Já a Lei 12.735, também de 2012, determinou a estruturação e especialização das policias judiciárias para combate a delitos na rede e modificou a Lei 7.716 (Lei de Crime Racial), através do inciso II do § 3º de seu artigo 20, objetivando a cessação de transmissões radiofônicas, televisivas, eletrônicas ou publicações por qualquer meio da prática, indução ou incitação de discriminação de raça, cor, etnia, religião ou procedência nacional.

O Decreto 7962, de 2013 regulamentou o Código de Defesa do Consumidor em relação ao Comércio Eletrônico (e-commerce) e as chamadas vendas on-line, visando proteger o consumidor de insatisfações com o produto adquirido e possíveis fraudes. Foram impostas aos fornecedores obrigações como disponibilizar em local de fácil visualização do site de vendas, o nome empresarial e número no CNPJ e a fornecer o endereço físico e eletrônico ao consumidor. O Decreto também criou regras específicas para ofertas nos sites de compra coletiva e obrigou a apresentação de sumário do contrato ao consumidor antes da celebração do mesmo, ficando também o fornecedor responsável por informar os meios para o direito de arrependimento da compra pelo consumidor.

De grande relevância, o Marco Civil da Internet, Lei 12.965/2014, trouxe diversas inovações, dentre elas estão:

  • Garantia da liberdade de expressão, comunicação e manifestação de pensamento, na Internet, nos termos da Constituição Federal;
  • Proteção da privacidade e proteção dos dados pessoais, sendo vedada a utilização comercial de dados pessoais dos internautas, sem consentimento expresso do usuário;
  • Neutralidade da rede, não podendo os provedores de acesso discriminar ou privilegiar determinados tipos de conteúdo, tratando de forma isonômica quaisquer pacotes de dados;
  • Aplicação da Lei brasileira para provedores sediados no exterior;
  • Quebra de dados ou informações particulares dos usuários, assim como a retirada de conteúdos de sites ou redes sociais só ocorrerão mediante determinação judicial. Exceção feita aos casos de “pornografia de vingança”, quando fotos ou conteúdos íntimos de uma pessoa são vazados para a rede. Nesse caso, a própria vítima da violação da intimidade poderá solicitar a retirada diretamente a quem estiver hospedando tal conteúdo;
  • Partes interessadas poderão requerer ao juiz, com o propósito de formar prova em processo judicial cível ou penal, que ordene ao responsável pela guarda, o fornecimento de registros de conexão ou de registros de acesso a aplicações de internet.

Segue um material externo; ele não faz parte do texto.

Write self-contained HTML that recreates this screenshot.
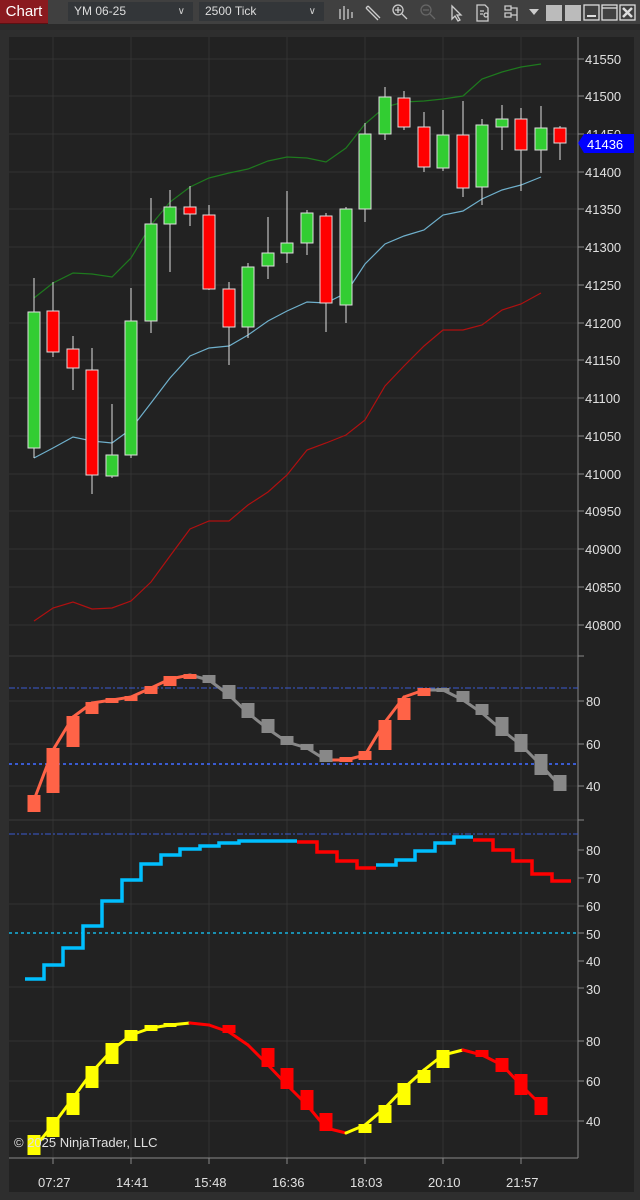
<!DOCTYPE html>
<html><head><meta charset="utf-8"><style>
body{margin:0;width:640px;height:1200px;background:#2e2e2e;overflow:hidden;font-family:"Liberation Sans",sans-serif}
#tb{position:absolute;left:0;top:0;width:640px;height:24px;background:#404040}
#chart{position:absolute;left:0;top:0;width:48px;height:23px;background:#8a1a1f;color:#fff;font-size:15px;line-height:23px;text-align:center;border-bottom:1px solid #5a0f12}
.dd{position:absolute;top:2px;height:19px;background:#333639;color:#ddd;font-size:12px;line-height:19px;padding-left:6px;box-sizing:border-box}
.dd span{position:absolute;right:8px;top:0;font-size:10px;color:#ccc}
svg{position:absolute;left:0;top:0}
</style></head><body>
<div id="tb"></div>
<div id="chart">Chart</div>
<div class="dd" style="left:68px;width:125px">YM 06-25<span>&#x2228;</span></div>
<div class="dd" style="left:199px;width:125px">2500 Tick<span>&#x2228;</span></div>
<svg width="640" height="1200" id="s">
<g stroke="#ccc" fill="none" stroke-width="1.3">
<path d="M340 9v10M344 6v14M348 9v10M352 12v6"/>
<path d="M366 8l12 12M368 6l12 12M366 8l2-2"/>
<circle cx="398" cy="10" r="5"/><path d="M402 14l5 5M395 10h6M398 7v6"/>
<g stroke="#666"><circle cx="426" cy="10" r="5"/><path d="M430 14l5 5M423 10h6"/></g>
<path d="M452 6v13l3-3 3 5 2-1-3-5h4z"/>
<path d="M477 5h8l3 3v13h-11z M480 11h4M480 14h3"/><circle cx="486" cy="15" r="2"/>
<path d="M505 6h6v4h-6zM505 13h6v4h-6zM511 8h6v13M511 15h6"/>
</g>
<path d="M529 9h10l-5 6z" fill="#ccc"/>
<rect x="546" y="5" width="16" height="16" fill="#bbb"/>
<rect x="565" y="5" width="16" height="16" fill="#bbb"/>
<g stroke="#ddd" fill="none" stroke-width="1.3">
<rect x="584" y="5" width="15" height="15"/><path d="M587 16h9" stroke-width="2"/>
<rect x="602" y="5" width="15" height="15"/><path d="M602 8h15"/>
<rect x="620" y="5" width="15" height="15"/><path d="M623 8l9 9M632 8l-9 9" stroke-width="2.5"/>
</g>
<rect x="0" y="24" width="640" height="6" fill="#2a2a2a"/>
<rect x="9" y="37" width="625" height="1155" fill="#222"/>
<g stroke="#333" stroke-width="1" id="grid"></g>
<g id="plots"></g>
<g fill="#e0e0e0" font-size="13" font-family="Liberation Sans, sans-serif">
<text x="585" y="64">41550</text><text x="585" y="101">41500</text><text x="585" y="139">41450</text><text x="585" y="177">41400</text><text x="585" y="214">41350</text><text x="585" y="252">41300</text><text x="585" y="290">41250</text><text x="585" y="328">41200</text><text x="585" y="365">41150</text><text x="585" y="403">41100</text><text x="585" y="441">41050</text><text x="585" y="479">41000</text><text x="585" y="516">40950</text><text x="585" y="554">40900</text><text x="585" y="592">40850</text><text x="585" y="630">40800</text>
<text x="586" y="706">80</text><text x="586" y="749">60</text><text x="586" y="791">40</text>
<text x="586" y="855">80</text><text x="586" y="883">70</text><text x="586" y="911">60</text><text x="586" y="939">50</text><text x="586" y="966">40</text><text x="586" y="994">30</text>
<text x="586" y="1046">80</text><text x="586" y="1086">60</text><text x="586" y="1126">40</text>
<text x="38" y="1187">07:27</text><text x="116" y="1187">14:41</text><text x="194" y="1187">15:48</text><text x="272" y="1187">16:36</text><text x="350" y="1187">18:03</text><text x="428" y="1187">20:10</text><text x="506" y="1187">21:57</text>
</g>
<path d="M578 143l6-9h50v19h-50z" fill="#0000ff"/>
<text x="587" y="149" fill="#fff" font-size="13" font-family="Liberation Sans, sans-serif">41436</text>
<g id="top"></g>
<text x="14" y="1147" fill="#e0e0e0" font-size="13" font-family="Liberation Sans, sans-serif">© 2025 NinjaTrader, LLC</text>
</svg>
<script>
var NS="http://www.w3.org/2000/svg",G=document.getElementById('grid'),P=document.getElementById('plots');
function el(p,t,a){var e=document.createElementNS(NS,t);for(var k in a)e.setAttribute(k,a[k]);p.appendChild(e);return e}
var xs=[53,131,209,287,365,443,521];
xs.forEach(function(x){el(G,'line',{x1:x,y1:37,x2:x,y2:1158})});
[59,96,134,172,209,247,285,323,360,398,436,474,511,549,587,625,701,744,786,904,987,1041,1081,1121].forEach(function(y){el(G,'line',{x1:9,y1:y,x2:578,y2:y})});
[656,820].forEach(function(y){el(G,'line',{x1:9,y1:y,x2:578,y2:y,stroke:'#3a3a3a'})});
el(G,'line',{x1:578,y1:37,x2:578,y2:1158,stroke:'#888'});
el(G,'line',{x1:9,y1:1158,x2:578,y2:1158,stroke:'#888'});
[59,96,134,172,209,247,285,323,360,398,436,474,511,549,587,625,656,701,744,786,820,850,878,906,933,961,988,1041,1081,1121].forEach(function(y){el(G,'line',{x1:578,y1:y,x2:584,y2:y,stroke:'#888'})});
xs.forEach(function(x){el(G,'line',{x1:x,y1:1158,x2:x,y2:1164,stroke:'#888'})});
function pl(pts,c,w,extra){var a={points:pts.map(function(p){return p.join(',')}).join(' '),fill:'none',stroke:c,'stroke-width':w};for(var k in extra)a[k]=extra[k];el(P,'polyline',a)}
var X=[34,53,73,92,112,131,151,170,190,209,229,248,268,287,307,326,346,365,385,404,424,443,463,482,502,521,541,560];
var up=[298,283,273,274,277,258,225,202,187,178,173,169,161,157,158,162,148,124,107,102,101,99,96,79,72,67,64];
var md=[458,448,437,441,443,429,403,378,356,348,346,335,321,311,302,303,293,264,244,236,230,215,211,199,190,185,177];
var lo=[621,608,602,609,608,601,582,556,529,521,521,505,492,475,450,443,435,420,386,366,346,330,330,325,310,304,293];
pl(up.map(function(y,i){return[X[i],y]}),'#1e7a1e',1.2);
pl(md.map(function(y,i){return[X[i],y]}),'#6fb0cc',1.2);
pl(lo.map(function(y,i){return[X[i],y]}),'#b01010',1.2);
var C=[[312,448,278,458,1],[311,352,282,357,0],[349,368,336,390,0],[370,475,348,494,0],[455,476,404,478,1],[321,455,288,458,1],[224,321,198,333,1],[207,224,190,272,1],[207,214,186,226,0],[215,289,205,290,0],[289,327,282,365,0],[267,327,263,338,1],[253,266,217,279,1],[243,253,191,263,1],[213,243,210,255,1],[216,303,213,332,0],[209,305,207,323,1],[134,209,123,222,1],[97,134,87,140,1],[98,127,91,130,0],[127,167,112,172,0],[135,168,110,171,1],[135,188,101,197,0],[125,187,119,205,1],[119,127,105,150,1],[119,150,108,191,0],[128,150,106,173,1],[128,143,126,160,0]];
C.forEach(function(c,i){var x=X[i];el(P,'line',{x1:x,y1:c[2],x2:x,y2:c[3],stroke:'#ddd','stroke-width':1});el(P,'rect',{x:x-6,y:c[0],width:12,height:c[1]-c[0],fill:c[4]?'#32cd32':'#ff0000',stroke:'#ddd','stroke-width':1})});
el(P,'line',{x1:9,y1:688,x2:578,y2:688,stroke:'#3a5bd0','stroke-width':1,'stroke-dasharray':'6,2,2,2'});
el(P,'line',{x1:9,y1:764,x2:578,y2:764,stroke:'#3a5bd0','stroke-width':2,'stroke-dasharray':'3,3'});
var L2=[800,750,717,703,700,697,688,679,675,680,695,713,729,742,748,760,760,755,722,697,690,690,700,713,730,745,765,786];
var g2c='#888',o2c='#ff6347';
function col2(i){return (i<=8||(i>=16&&i<=20))?o2c:g2c}
for(var i=0;i<27;i++)pl([[X[i],L2[i]],[X[i+1],L2[i+1]]],col2(i+1),3,{'stroke-linecap':'round'});
var B2=[[795,812],[748,793],[716,747],[702,714],[698,703],[696,701],[686,694],[676,686],[674,679],[675,683],[685,699],[703,718],[719,733],[736,745],[744,750],[750,762],[757,762],[751,760],[720,750],[698,720],[688,696],[688,692],[691,702],[704,715],[717,736],[734,752],[754,775],[775,791]];
B2.forEach(function(b,i){el(P,'rect',{x:X[i]-6.5,y:b[0],width:13,height:b[1]-b[0],fill:col2(i)})});
el(P,'line',{x1:9,y1:834,x2:578,y2:834,stroke:'#3a5bd0','stroke-width':1,'stroke-dasharray':'6,2,2,2'});
el(P,'line',{x1:9,y1:933,x2:578,y2:933,stroke:'#1a8fb0','stroke-width':2,'stroke-dasharray':'3,3'});
var S=[[25,979],[44,965],[63,948],[83,926],[102,901],[122,880],[141,864],[161,855],[180,849],[200,846],[219,843],[239,841]];
function step(arr,end,c){var p=[];arr.forEach(function(s,i){p.push([s[0],s[1]]);var nx=i<arr.length-1?arr[i+1][0]:end;p.push([nx,s[1]])});pl(p,c,3.5,{'stroke-linejoin':'miter'})}
step(S,297,'#00bfff');
step([[297,842],[317,852],[337,861],[357,868]],376,'#ff0000');
step([[376,865],[396,860],[415,851],[435,843],[454,837]],473,'#00bfff');
step([[473,840],[493,850],[513,861],[532,874],[552,881]],571,'#ff0000');
var L4=[1148,1125,1098,1072,1050,1035,1028,1025,1023,1025,1032,1045,1065,1085,1105,1128,1133,1125,1108,1088,1070,1055,1050,1055,1065,1085,1105];
function col4(i){return (i<=8||(i>=17&&i<=22))?'#ffff00':'#ff0000'}
for(var i=0;i<26;i++)pl([[X[i],L4[i]],[X[i+1],L4[i+1]]],col4(i+1),3,{'stroke-linecap':'round'});
var B4={0:[1135,1155],1:[1117,1137],2:[1093,1115],3:[1066,1088],4:[1043,1064],5:[1030,1041],6:[1025,1031],7:[1023,1027],10:[1025,1033],12:[1048,1067],13:[1068,1089],14:[1090,1110],15:[1113,1131],17:[1124,1133],18:[1105,1123],19:[1083,1105],20:[1070,1083],21:[1050,1068],23:[1050,1057],24:[1058,1072],25:[1074,1095],26:[1097,1115]};
for(var k in B4){var b=B4[k];el(P,'rect',{x:X[k]-6.5,y:b[0],width:13,height:b[1]-b[0],fill:col4(+k)})}
</script>
</body></html>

Em 2016, foi publicado o Decreto 8.771 que regulamentou pontos do Marco Civil como a neutralidade da rede e a proteção de registros de acesso e dados pessoais.

Os avanços conseguidos pelas leis aqui elencadas, dividem especialistas da área jurídica. Uns enfatizam a necessidade de uma lei específica de combate aos crimes cibernéticos mais abrangente e detalhada. Citam como exemplo crimes como ameaça, calúnia, injúria e difamação. A repercussão de tais crimes é muito maior quando praticados por meio virtual, e as penas brandas em relação aos prejuízos e transtornos ocasionados às vítimas, uma vez que as sentenças estão previstas por artigos do Código Penal, que é de 1940, retratando uma realidade de um mundo completamente diferente.

Para outros especialistas, entretanto, as leis criadas são suficientes quando aliadas a legislação já existente, faltando desenvolvimento tecnológico para as nossas polícias e órgãos públicos responsáveis pela fiscalização e controle do mundo virtual no país, poderem identificar e punir os criminosos cibernéticos com maior precisão, facilidade e rapidez.